Older models were based on traditional scorecards that were limited regarding the predictors of risk. Today many people are being excluded because mainstream institutions use limited factors when assessing creditworthiness. But we’re now in an era where technology is disrupting every sector, and through that we can normalize the playing field. You can use machine learning to assess creditworthiness more accurately, and then give borrowers the credit they truly deserve.
Why are Latinos more likely to be “credit invisible” or have unscored credit records?
A large percentage of the Latino population is recent immigrants, so that factors into this. But the other factor affecting second- and third-generation Latinos is the lack of awareness of how to build a good credit history in the U.S. It’s not like their parents can add them to their credit cards to build credit. People from low- to moderate-income communities typically lack the savings they need to qualify for a secured credit card, which is another common practice to a more mainstream way to build credit.
What specifically will make Listo!’s credit scoring system more accurate in terms of the Latino community?
Many mainstream institutions leverage limited attributes when predicting creditworthiness and have an overreliance on FICO scores. But FICO is a chicken-or-egg thing. Somebody has to give you the opportunity for credit in order to build credit. We are building a systemic data-driven methodology that will help measure creditworthiness more accurately. Through our responsible partners we have given borrowers with limited or no FICO scores their first opportunity to enter a credit relationship with an institution and build a credit profile over time. More importantly, our vision is to scale this through partnerships with credit unions and banks. We know there are many mainstream institutions that would love to be more inclusive by offering their products to this underserved consumer. We see ourselves as the enablers.
How does someone access the help Listo! offers?
The best way to illustrate that is to share the story of a typical customer. Maria is married with two children. She earns an average of $40,000 in annual income, has no credit score, drives a pretty old car that breaks down frequently. When her car breaks down again, Maria is in need of money to repair her car. Maria hears about Listo! and applies for a loan to get the money she needs to repair her car, versus going to a predatory lender that will charge her a very high interest rate and will not help her build her credit score or provide upward mobility. As she is approved and successfully repays her loan, her credit profile gets stronger over time. Eventually she’ll have the credit she’ll need to qualify for an auto loan that will enable her to buy a more reliable car to get to work.

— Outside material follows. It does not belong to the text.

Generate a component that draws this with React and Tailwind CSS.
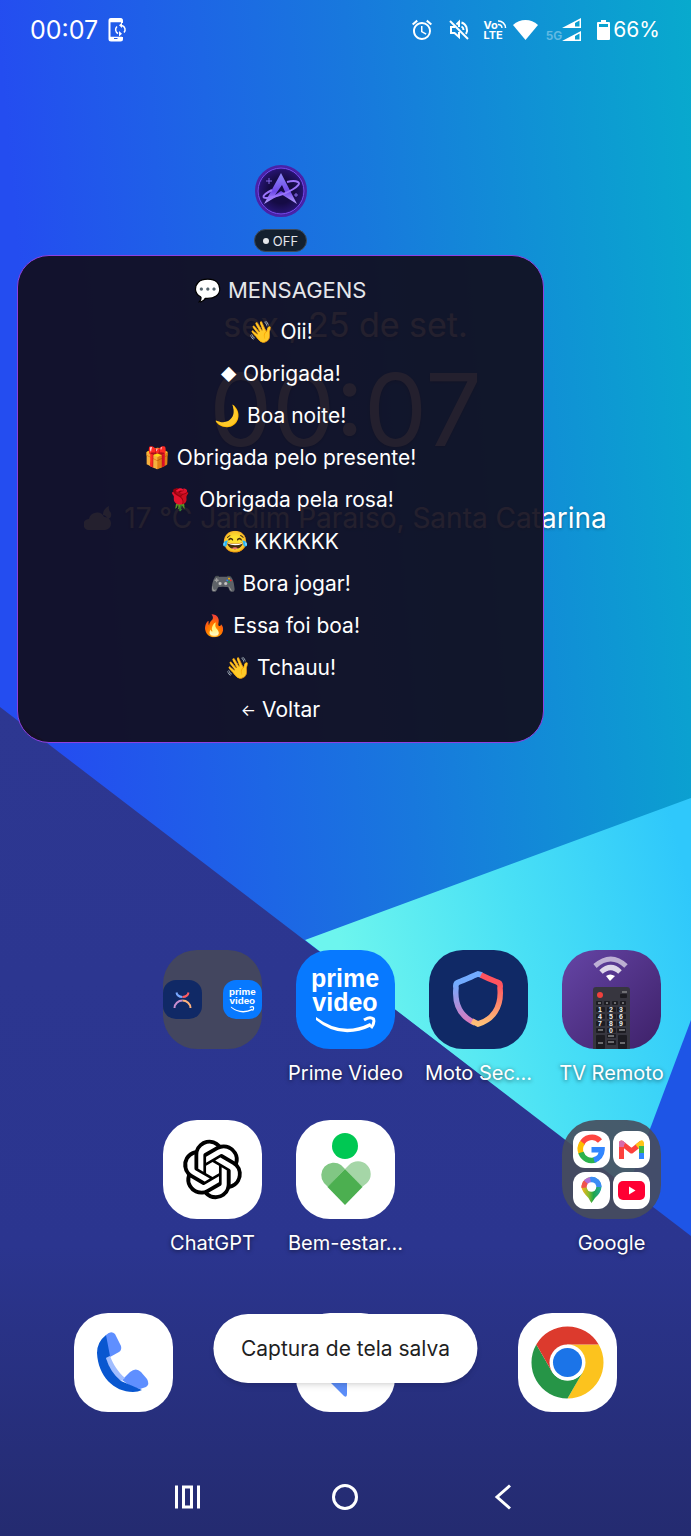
import React from 'react';
import { MdAlarm } from 'react-icons/md';

const messages = [
    { icon: '👋', text: 'Oii!' },
    { icon: '◆', text: 'Obrigada!', small: true },
    { icon: '🌙', text: 'Boa noite!' },
    { icon: '🎁', text: 'Obrigada pelo presente!' },
    { icon: '🌹', text: 'Obrigada pela rosa!' },
    { icon: '😂', text: 'KKKKKK' },
    { icon: '🎮', text: 'Bora jogar!' },
    { icon: '🔥', text: 'Essa foi boa!' },
    { icon: '👋', text: 'Tchauu!' },
    { icon: '←', text: 'Voltar', small: true }
];

const Wallpaper = () => (
    <svg className="absolute inset-0 h-full w-full" viewBox="0 0 691 1536" preserveAspectRatio="none" aria-hidden="true">
        <defs>
            <linearGradient id="sky" gradientUnits="userSpaceOnUse" x1="0" y1="60" x2="691" y2="0">
                <stop offset="0" stopColor="#244df0" />
                <stop offset="0.5" stopColor="#1878dd" />
                <stop offset="1" stopColor="#08aacd" />
            </linearGradient>
            <linearGradient id="beam" gradientUnits="userSpaceOnUse" x1="350" y1="980" x2="691" y2="890">
                <stop offset="0" stopColor="#6df5ee" />
                <stop offset="0.5" stopColor="#49e0f5" />
                <stop offset="1" stopColor="#2fc8fb" />
            </linearGradient>
            <linearGradient id="ground" x1="0" y1="0" x2="0" y2="1">
                <stop offset="0" stopColor="#2d3791" />
                <stop offset="0.65" stopColor="#2b358f" />
                <stop offset="1" stopColor="#242b70" />
            </linearGradient>
        </defs>
        <rect width="691" height="1536" fill="url(#sky)" />
        <path d="M305 940L691 798V1240L629 1190Z" fill="url(#beam)" />
        <path d="M691 1020V1240L627 1190Z" fill="#1e55e6" />
        <path d="M0 707L691 1236V1536H0Z" fill="url(#ground)" />
    </svg>
);

const PhoneSyncIcon = () => (
    <svg width="20" height="24" viewBox="0 0 20 24" fill="none" stroke="currentColor">
        <path d="M14 5V2.5Q14 1 12.500 1H3Q1.500 1 1.500 2.500V21Q1.500 22.500 3 22.500H12.500Q14 22.500 14 21V19" strokeWidth="2" />
        <path d="M1.500 2.500H14M1.500 20.500H14" strokeWidth="3.500" />
        <path d="M6 20.500H9.500" stroke="#1f5de8" strokeWidth="1" />
        <path d="M10 15.500A4.300 4.300 0 0 1 9 8.500M14 7.500A4.300 4.300 0 0 1 16 14.500" strokeWidth="1.500" />
        <path d="M14 4.500V10L11 7.300ZM11 13V18.500L14 15.800Z" fill="currentColor" stroke="none" />
    </svg>
);

const MutedIcon = () => (
    <svg width="22" height="22" viewBox="0 0 22 22" fill="none" stroke="currentColor" strokeWidth="2">
        <path d="M2 2L20 20" />
        <path d="M7 8H3V14H6.500L11 18V13" />
        <path d="M8.500 5.500L11 3V8" />
        <path d="M13.500 3.500A8 8 0 0 1 18 15M13.500 7.500A4 4 0 0 1 15.500 11" />
    </svg>
);

const SignalIcon = () => (
    <svg width="19" height="24" viewBox="0 0 19 24">
        <path d="M0 10L19 0V10Z M0 23L19 13V23Z" fill="currentColor" />
        <path d="M13 5L17.500 2.500V8.500H13Z M13 18L17.500 15.500V21.500H13Z" fill="#0a9fd0" />
    </svg>
);

const StatusBar = () => (
    <header className="flex h-[60px] items-center justify-between pr-[31px] pl-[30px]">
        <div className="flex items-center gap-2.5">
            <span className="text-[25px] leading-7">00:07</span>
            <PhoneSyncIcon />
        </div>
        <div className="flex items-center">
            <MdAlarm size={24} />
            <div className="ml-3.5">
                <MutedIcon />
            </div>
            <div className="relative ml-3.5 text-[11px] leading-[10px] font-bold">
                <p>Vo</p>
                <p>LTE</p>
                <svg className="absolute -top-px left-[13px]" width="10" height="10" viewBox="0 0 10 10" fill="none" stroke="currentColor" strokeWidth="1.500">
                    <path d="M1 2A7 7 0 0 1 8.500 9M1 5.500A4 4 0 0 1 5 9" />
                </svg>
            </div>
            <svg className="ml-2.5" width="25" height="20" viewBox="0 0 25 20" fill="currentColor">
                <path d="M12.500 20L0 5Q5.500 0 12.500 0T25 5Z" />
            </svg>
            <span className="mt-3 ml-2 text-[12px] leading-3 font-semibold opacity-35">5G</span>
            <SignalIcon />
            <svg className="ml-4" width="13" height="20" viewBox="0 0 13 20">
                <path d="M4 0H9V2H12Q13 2 13 3V19Q13 20 12 20H1Q0 20 0 19V3Q0 2 1 2H4Z" fill="currentColor" />
                <path d="M2 4H11V7H2Z" fill="#0aa2cf" />
            </svg>
            <span className="ml-[3px] text-[21px] leading-7">66%</span>
        </div>
    </header>
);

const ClockWidget = () => (
    <section className="flex h-[890px] flex-col items-center pt-[244px] [text-shadow:0_1px_3px_rgba(0,0,0,0.35)]">
        <p className="text-[34px] leading-[42px]">sex., 25 de set.</p>
        <p className="mt-3 text-[100px] leading-[104px]">00:07</p>
        <div className="mt-[38px] flex items-center gap-3">
            <svg width="28" height="26" viewBox="0 0 28 26" fill="currentColor">
                <path d="M5 25A5 5 0 0 1 5 14A8 8 0 0 1 20 12A6.500 6.500 0 0 1 21 25Z" />
                <path d="M19 10Q19 4 25 1Q24 5 27 8Q28 13 24 14Q22 10 19 10Z" />
            </svg>
            <p className="text-[28px] leading-9">17 °C Jardim Paraíso, Santa Catarina</p>
        </div>
    </section>
);

const PrimeArt = () => (
    <svg className="h-full w-full" viewBox="0 0 99 99" fill="#fff">
        <g fontFamily="Liberation Sans, sans-serif" fontWeight="700" fontSize="25" textAnchor="middle">
            <text x="49" y="37">prime</text>
            <text x="49" y="61">video</text>
        </g>
        <path d="M20 67Q46 87 74 73L76 76Q45 91 20 70Z" />
        <path d="M68 70Q74 66 77.500 69Q79 73 75 78" fill="none" stroke="#fff" strokeWidth="3" />
    </svg>
);

const ShieldArt = () => (
    <svg className="h-full w-full" viewBox="0 0 99 99" fill="none">
        <defs>
            <linearGradient id="shieldLeft" x1="0" y1="0" x2="0" y2="1">
                <stop offset="0.2" stopColor="#72abff" />
                <stop offset="1" stopColor="#dc79bd" />
            </linearGradient>
            <linearGradient id="shieldRight" x1="0" y1="0" x2="0" y2="1">
                <stop offset="0.2" stopColor="#ff535f" />
                <stop offset="1" stopColor="#ffc078" />
            </linearGradient>
        </defs>
        <path d="M53 25L49 24L44 26Q40 28 30 32Q26 33 27 38C25 58 35 68 46 73" stroke="url(#shieldLeft)" strokeWidth="5.500" />
        <path d="M52 25Q60 29 68 32Q72 33 71 38C73 58 63 70 49 74L43 71" stroke="url(#shieldRight)" strokeWidth="5.500" />
    </svg>
);

const RemoteArt = () => (
    <svg className="h-full w-full" viewBox="0 0 99 99">
        <g fill="none" stroke="#fff" strokeWidth="5">
            <path d="M33 16Q49 2 64 16" opacity="0.600" />
            <path d="M39 22Q49 13 58 22" opacity="0.800" />
        </g>
        <path d="M44 26Q48 23 53 26L48 31Z" fill="#fff" />
        <path d="M31 99V40Q31 37 34 37H65Q68 37 68 40V99Z" fill="#37363f" />
        <circle cx="38" cy="45" r="3" fill="#f0403c" />
        <path d="M60 42H65" stroke="#aaa" />
        <g fill="#1d1c22">
            <rect x="58" y="44" width="7" height="4" rx="1" />
            {[34, 42, 50, 58].map((x) => (
                <rect key={x} x={x} y="51" width="6" height="4" rx="1" />
            ))}
            {[57, 64, 71, 78].map((y) => [34, 45, 55].map((x) => (
                <rect key={`${x}-${y}`} x={x} y={y} width="9" height="5" rx="1" />
            )))}
            <rect x="34" y="85" width="9" height="14" rx="1" />
            <rect x="45" y="84" width="9" height="4" rx="1" />
            <rect x="45" y="90" width="9" height="5" rx="1" />
            <rect x="56" y="85" width="9" height="14" rx="1" />
        </g>
        <g fill="#eee" fontFamily="Liberation Sans, sans-serif" fontWeight="700" fontSize="7" textAnchor="middle">
            <text x="38" y="62">1</text>
            <text x="49" y="62">2</text>
            <text x="59" y="62">3</text>
            <text x="38" y="69">4</text>
            <text x="49" y="69">5</text>
            <text x="59" y="69">6</text>
            <text x="38" y="76">7</text>
            <text x="49" y="76">8</text>
            <text x="59" y="76">9</text>
            <text x="49" y="83">0</text>
        </g>
        <path d="M36 53H39M44 53H46M52 53H54M60 53H62M36 80H41M57 80H63M46 86H52M46 92H52M36 93H41M58 93H63" stroke="#bbb" />
    </svg>
);

const ChatGptArt = () => (
    <svg className="h-full w-full" viewBox="-8 -8 40 40" fill="#000">
        <path d="M22.2819 9.8211a5.9847 5.9847 0 0 0-.5157-4.9108 6.0462 6.0462 0 0 0-6.5098-2.9A6.0651 6.0651 0 0 0 4.9807 4.1818a5.9847 5.9847 0 0 0-3.9977 2.9 6.0462 6.0462 0 0 0 .7427 7.0966 5.98 5.98 0 0 0 .511 4.9107 6.051 6.051 0 0 0 6.5146 2.9001A5.9847 5.9847 0 0 0 13.2599 24a6.0557 6.0557 0 0 0 5.7718-4.2058 5.9894 5.9894 0 0 0 3.9977-2.9001 6.0557 6.0557 0 0 0-.7475-7.0729zm-9.022 12.6081a4.4755 4.4755 0 0 1-2.8764-1.0408l.1419-.0804 4.7783-2.7582a.7948.7948 0 0 0 .3927-.6813v-6.7369l2.02 1.1686a.071.071 0 0 1 .038.052v5.5826a4.504 4.504 0 0 1-4.4945 4.4944zm-9.6607-4.1254a4.4708 4.4708 0 0 1-.5346-3.0137l.142.0852 4.783 2.7582a.7712.7712 0 0 0 .7806 0l5.8428-3.3685v2.3324a.0804.0804 0 0 1-.0332.0615L9.74 19.9502a4.4992 4.4992 0 0 1-6.1408-1.6464zM2.3408 7.8956a4.485 4.485 0 0 1 2.3655-1.9728V11.6a.7664.7664 0 0 0 .3879.6765l5.8144 3.3543-2.0201 1.1685a.0757.0757 0 0 1-.071 0l-4.8303-2.7865A4.504 4.504 0 0 1 2.3408 7.872zm16.5963 3.8558L13.1038 8.364 15.1192 7.2a.0757.0757 0 0 1 .071 0l4.8303 2.7913a4.4944 4.4944 0 0 1-.6765 8.1042v-5.6772a.79.79 0 0 0-.407-.667zm2.0107-3.0231l-.142-.0852-4.7735-2.7818a.7759.7759 0 0 0-.7854 0L9.409 9.2297V6.8974a.0662.0662 0 0 1 .0284-.0615l4.8303-2.7866a4.4992 4.4992 0 0 1 6.6802 4.66zM8.3065 12.863l-2.02-1.1638a.0804.0804 0 0 1-.038-.0567V6.0742a4.4992 4.4992 0 0 1 7.3757-3.4537l-.142.0805L8.704 5.459a.7948.7948 0 0 0-.3927.6813zm1.0976-2.3654l2.602-1.4998 2.6069 1.4998v2.9994l-2.5974 1.4997-2.6067-1.4997Z" />
    </svg>
);

const WellbeingArt = () => (
    <svg className="h-full w-full" viewBox="0 0 99 99">
        <circle cx="49" cy="26" r="13" fill="#00c853" />
        <path d="M32 67L28 63A12.500 12.500 0 0 1 45 45L49 49Z" fill="#81c784" />
        <path d="M66 67L71 63A12.500 12.500 0 0 0 53 45L49 49Z" fill="#a5d6a7" />
        <path d="M49 49L66.500 67L49 85L31.500 67Z" fill="#4caf50" />
    </svg>
);

const PhoneArt = () => (
    <svg className="h-full w-full" viewBox="0 0 99 99">
        <path d="M32 22Q37 17 41 21L47 33Q48 37 45 39L36 44Q30 35 32 22Z" fill="#5f8fff" />
        <path d="M48 67L56 59Q62 54 67 59L73 66Q76 71 72 74L66 76Q58 75 48 67Z" fill="#5f8fff" />
        <path d="M32 45L36 43C39 51 44 59 51 65L47 68C38 62 34 54 32 45Z" fill="#a1bdff" />
        <path d="M36 43L32 22Q23 29 23 40C24 63 40 79 59 79Q64 79 68 77L47 68Q36 59 32 45Z" fill="#0957d0" />
    </svg>
);

const MessagesArt = () => (
    <svg className="h-full w-full" viewBox="0 0 99 99">
        <path d="M22 30Q22 25 27 25H73Q78 25 78 30V62Q78 67 73 67H51V81Q51 85 48 83L32 67Q22 60 22 52Z" fill="#5b8df8" />
    </svg>
);

const ChromeArt = () => (
    <svg className="h-full w-full" viewBox="0 0 99 99">
        <path d="M49.500 31.500H80.700A36 36 0 0 1 49.500 85.500L65 58.500Z" fill="#fcc31e" />
        <path d="M65.100 58.500L49.500 85.500A36 36 0 0 1 18.300 31.500L33.900 58.500A18 18 0 0 0 65.100 58.500Z" fill="#269547" />
        <path d="M18.300 31.500A36 36 0 0 1 80.700 31.500H49.500L33.900 58.500Z" fill="#dc3a2d" />
        <circle cx="49.500" cy="49.500" r="18" fill="#fff" />
        <circle cx="49.500" cy="49.500" r="14.500" fill="#1b74e8" />
    </svg>
);

const GoogleG = () => (
    <svg viewBox="0 0 37 37" fill="none" strokeWidth="5.500">
        <path d="M27 10A11 11 0 0 0 8.500 13.500" stroke="#ff4641" />
        <path d="M9.500 11.500A11 11 0 0 0 8.500 23" stroke="#fdbd00" />
        <path d="M8 21.500A11 11 0 0 0 23 28.500" stroke="#2bb24c" />
        <path d="M21 29A11 11 0 0 0 29 18.800H18.500" stroke="#3186ff" />
    </svg>
);

const GmailM = () => (
    <svg viewBox="0 0 37 37" fill="none" strokeWidth="5">
        <path d="M8.500 28V12L18.500 20L28.500 12" stroke="#fc413d" strokeLinejoin="round" />
        <path d="M8.500 16V12L11 14" stroke="#d96aa8" strokeLinejoin="round" />
        <path d="M24 15.500L28.500 12V15" stroke="#fdc316" strokeLinejoin="round" />
        <path d="M28.500 15V22" stroke="#3bb54a" />
        <path d="M28.500 22V28" stroke="#3186ff" />
    </svg>
);

const MapsPin = () => (
    <svg viewBox="0 0 37 37">
        <defs>
            <linearGradient id="pin" x1="0" y1="0" x2="1" y2="0">
                <stop offset="0" stopColor="#fbb31b" />
                <stop offset="0.350" stopColor="#8dbb2c" />
                <stop offset="0.600" stopColor="#1ea64a" />
                <stop offset="1" stopColor="#25a9a0" />
            </linearGradient>
        </defs>
        <path d="M18.500 31Q17 29 15.500 26Q8.500 19 8.500 15A10 10 0 0 1 28.500 15Q28 21 22 26Z" fill="url(#pin)" />
        <path d="M18.500 15L8.500 16A10 10 0 0 1 12 7.500Z" fill="#f0524d" />
        <path d="M18.500 15L11 8.500A10 10 0 0 1 18.500 5Z" fill="#b06fd8" />
        <path d="M18.500 15L17 5A10 10 0 0 1 28.500 15Z" fill="#3c8cf5" />
        <circle cx="18.500" cy="15" r="4.800" fill="#fff" />
    </svg>
);

const YouTubeMark = () => (
    <svg viewBox="0 0 37 37">
        <rect x="5" y="9" width="27" height="19" rx="5" fill="#ff0033" />
        <path d="M16 14.500V22.500L22.500 18.500Z" fill="#fff" />
    </svg>
);

const MotoMark = () => (
    <svg viewBox="0 0 39 39" fill="none" strokeWidth="2">
        <path d="M13.500 12.500A6.500 5 0 0 0 19.500 17" stroke="#78a8ff" />
        <path d="M19.500 17A6.500 5 0 0 0 25.500 12.500" stroke="#ff5b62" />
        <path d="M11.500 28A8 7.500 0 0 1 19.500 20.500" stroke="#c98fd0" />
        <path d="M19.500 20.500A8 7.500 0 0 1 27.500 28" stroke="#ffb27c" />
    </svg>
);

const Tile = ({ className = 'bg-white', children }) => (
    <div className={`h-[99px] w-[99px] overflow-hidden rounded-[34px] ${className}`}>{children}</div>
);

const AppButton = ({ label, children }) => (
    <button type="button" aria-label={label || 'Pasta'} className="flex h-[170px] flex-col items-center">
        {children}
        <span className="mt-2.5 text-[20px] leading-7 whitespace-nowrap [text-shadow:0_1px_4px_rgba(0,0,0,0.6)]">{label}</span>
    </button>
);

const AppGrid = () => (
    <main className="grid grid-cols-5 px-[13px]">
        <div />
        <AppButton>
            <Tile className="flex items-center justify-between bg-[#43465f]">
                <div className="h-[39px] w-[39px] overflow-hidden rounded-[13px] bg-[#102966]"><MotoMark /></div>
                <div className="h-[39px] w-[39px] overflow-hidden rounded-[13px] bg-[#0779ff]"><PrimeArt /></div>
            </Tile>
        </AppButton>
        <AppButton label="Prime Video"><Tile className="bg-[#0779ff]"><PrimeArt /></Tile></AppButton>
        <AppButton label="Moto Sec..."><Tile className="bg-[#102966]"><ShieldArt /></Tile></AppButton>
        <AppButton label="TV Remoto"><Tile className="bg-linear-to-br from-[#6545a6] to-[#3e2169]"><RemoteArt /></Tile></AppButton>
        <div />
        <AppButton label="ChatGPT"><Tile><ChatGptArt /></Tile></AppButton>
        <AppButton label="Bem-estar..."><Tile><WellbeingArt /></Tile></AppButton>
        <div />
        <AppButton label="Google">
            <Tile className="grid grid-cols-2 place-content-center justify-items-center gap-y-1 bg-[#474c5c]/90 px-[9px]">
                {[GoogleG, GmailM, MapsPin, YouTubeMark].map((Mark, index) => (
                    <div key={index} className="h-[37px] w-[37px] rounded-xl bg-white"><Mark /></div>
                ))}
            </Tile>
        </AppButton>
    </main>
);

const Dock = () => (
    <div className="mt-[23px] grid grid-cols-3 items-start justify-items-center px-[13px]">
        <button type="button" aria-label="Telefone"><Tile><PhoneArt /></Tile></button>
        <div className="relative flex">
            <button type="button" aria-label="Mensagens"><Tile><MessagesArt /></Tile></button>
            <div role="status" className="absolute top-px left-1/2 -translate-x-1/2 rounded-full bg-white px-[27px] pt-[21px] pb-5 text-[21px] leading-7 whitespace-nowrap text-[#1f1f1f] shadow-md">
                Captura de tela salva
            </div>
        </div>
        <button type="button" aria-label="Chrome"><Tile><ChromeArt /></Tile></button>
    </div>
);

const NavBar = () => (
    <nav className="mt-[71px] grid grid-cols-3 justify-items-center px-[108px] pb-5">
        <button type="button" aria-label="Recentes">
            <svg width="28" height="28" viewBox="0 0 28 28" fill="none" stroke="currentColor" strokeWidth="3">
                <path d="M3.500 2.500V25.500M25.500 2.500V25.500M10.500 4H18.500V24H10.500Z" />
            </svg>
        </button>
        <button type="button" aria-label="Início">
            <svg width="28" height="28" viewBox="0 0 28 28" fill="none" stroke="currentColor" strokeWidth="3">
                <circle cx="14" cy="14" r="11.500" />
            </svg>
        </button>
        <button type="button" aria-label="Voltar">
            <svg width="28" height="28" viewBox="0 0 28 28" fill="none" stroke="currentColor" strokeWidth="3">
                <path d="M20 2.500L7 14L20 25.500" />
            </svg>
        </button>
    </nav>
);

const FloatingLogo = () => (
    <svg width="52" height="52" viewBox="0 0 52 52">
        <defs>
            <radialGradient id="orb">
                <stop offset="0.500" stopColor="#150b45" />
                <stop offset="0.850" stopColor="#24136c" />
                <stop offset="1" stopColor="#4a25b4" />
            </radialGradient>
            <linearGradient id="letter" x1="0" y1="0" x2="0" y2="1">
                <stop offset="0" stopColor="#8d8af8" />
                <stop offset="0.600" stopColor="#6f48ea" />
                <stop offset="1" stopColor="#b9a6ff" />
            </linearGradient>
        </defs>
        <circle cx="26" cy="26" r="25" fill="url(#orb)" stroke="#4a22a8" strokeWidth="2" />
        <circle cx="26" cy="26" r="23" fill="none" stroke="#7a4df0" strokeWidth="1" />
        <path d="M26 8L42 39L26 29L9 39Z" fill="url(#letter)" />
        <path d="M27 20L31 29L26 26L20 30Z" fill="#160a48" />
        <path d="M17 25C5 31 6 35 18 32C32 29 48 20 43 17Q39 15 32 17" fill="none" stroke="#9a74fa" strokeWidth="2" />
        <path d="M14 13V19M11 16H17M41 28V32M39 30H43" stroke="#8468e8" strokeWidth="1" />
    </svg>
);

const FloatingMenu = () => (
    <aside className="absolute top-[165px] right-[147px] left-[17px] flex flex-col items-center">
        <FloatingLogo />
        <button type="button" className="mt-3 flex h-[23px] items-center gap-1 rounded-full border border-[#3f4a58] bg-[#14202f] px-2 text-[13px] leading-4 text-gray-200">
            <span className="h-1.5 w-1.5 rounded-full bg-gray-200" />
            OFF
        </button>
        <div className="mt-[3px] flex w-full flex-col items-center rounded-[32px] border border-[#8f40e0] bg-[#110d1c]/92 pt-3 pb-[11px]">
            <h1 className="flex h-[43px] items-center gap-1.5 text-[22px] leading-7 text-gray-200">
                <span>💬</span>
                MENSAGENS
            </h1>
            {messages.map(({ icon, text, small }) => (
                <button key={text} type="button" className="flex h-[42px] items-center gap-1.5 text-[21px] leading-7">
                    <span className={small ? 'text-[16px]' : 'text-[21px]'}>{icon}</span>
                    {text}
                </button>
            ))}
        </div>
    </aside>
);

const App = () => (
    <div className="relative isolate min-h-screen overflow-hidden bg-[#2b358f] font-['Inter','Noto_Color_Emoji',sans-serif] text-white">
        <Wallpaper />
        <div className="relative">
            <StatusBar />
            <ClockWidget />
            <AppGrid />
            <Dock />
            <NavBar />
        </div>
        <FloatingMenu />
    </div>
);

export default App;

How does Listo! then build on that?
As we gather more data, our algorithms will recommend an auto insurance premium that can save her additional money on her auto insurance premium. At the tail end of the customer journey, Maria will have a better risk profile, have more savings, and ideally will be in a position where she might qualify for a first-time home loan. Listo has already helped thousands of people, like Maria, from underserved communities save millions in interest and fees by providing them with access to better lending and insurance products.
Failure to accumulate debt works against a borrower, but that collides with cultural reluctance in Latino communities to incur debt. How is Listo! trying to address that dilemma?
There’s good debt and bad debt. For us the important thing is to avoid the bad debt — the impulse buys, loading up your credit cards. We’re not financing televisions and consumer goods. Good debt is buying an asset that helps you improve your net worth, such as obtaining a good auto loan to purchase a reliable vehicle that’s going to allow you to earn a steady income by making it to work every day. Otherwise, you risk getting fired for missing work. Unfortunately, that’s a reality for our customers. Our hope is that over time, they will be able to eventually invest in a home, which is one of the best ways to build wealth. We’re giving people money at the time of need to cover emergencies, and as we get the money to cover those needs, we set them on a path to building a brighter financial future.
What’s in it for the banks, and how do you convince them to trust you?
We help them acquire credit-worthy borrowers. For example, we take their loan products, get a good understanding of the risk profile they’re looking for, and match it to the customer. That’s Phase 1. Phase 2 is, once done with the credit-scoring algorithms, we will help augment our partners’ credit decisioning models so that they can increase their approval rates and earn more profit while providing much needed responsible credit to this large, underserved community.
What did you learn during your two years at Apple that has proven especially influential for you?
How to be a better leader and influence a fast-growing organization that’s extremely innovative. I was involved with the MacBook Pro. The people I worked with didn’t report directly to me, but I depended on their output. The team was geographically disbursed throughout the world, mostly from Asia on the supply side. There was a lot of great collaboration, and I learned to be a better leader as a result of that experience.
What accomplishment in your life are you particularly proud of?
Being a father to four kids is the most rewarding. But starting a company such as Listo! is scary. Your opportunity costs are so high, and when you have a family that depends on you the risk is even higher. It’s rewarding to be where we are now, building a growing company that has real positive impact in people’s lives in a market that’s the largest, fastest-growing underserved market in the U.S.
Was there a failure during your career that taught you an important lesson?
The biggest and most humbling experience was before attending Stanford business school. I had left a well-paying job at a global technology services company in late 2000 to help start a company with some talented Stanford engineers. The business model consisted of leveraging the technology of Silicon Valley and web-enable companies from Latin America that were 5 to 10 years behind. That company, Innervations, didn’t survive the dotcom bust. And then we went into a recession, so there wasn’t a whole lot of employment. That was life-changing in that I realized that failing is not an endpoint, but just part of the growth journey.
Any professors at the GSB whose advice you found especially helpful?
Joel Peterson was very formational to me. He shared some of his personal journey both as a father and as an entrepreneur, and the challenges he went through by going down the least traveled path. I reflected on his stories and realized that by taking more risk the journey will be that much more rewarding. He also shared some humbling failures that gave me confidence, that I could bounce back, as well. Stanford culture gives you the confidence to take calculated risks, and Joel was formative in shaping that culture. Professors like Joel gave me the confidence to make these often scary decisions in life that end up allowing me to have a much bigger impact on the world.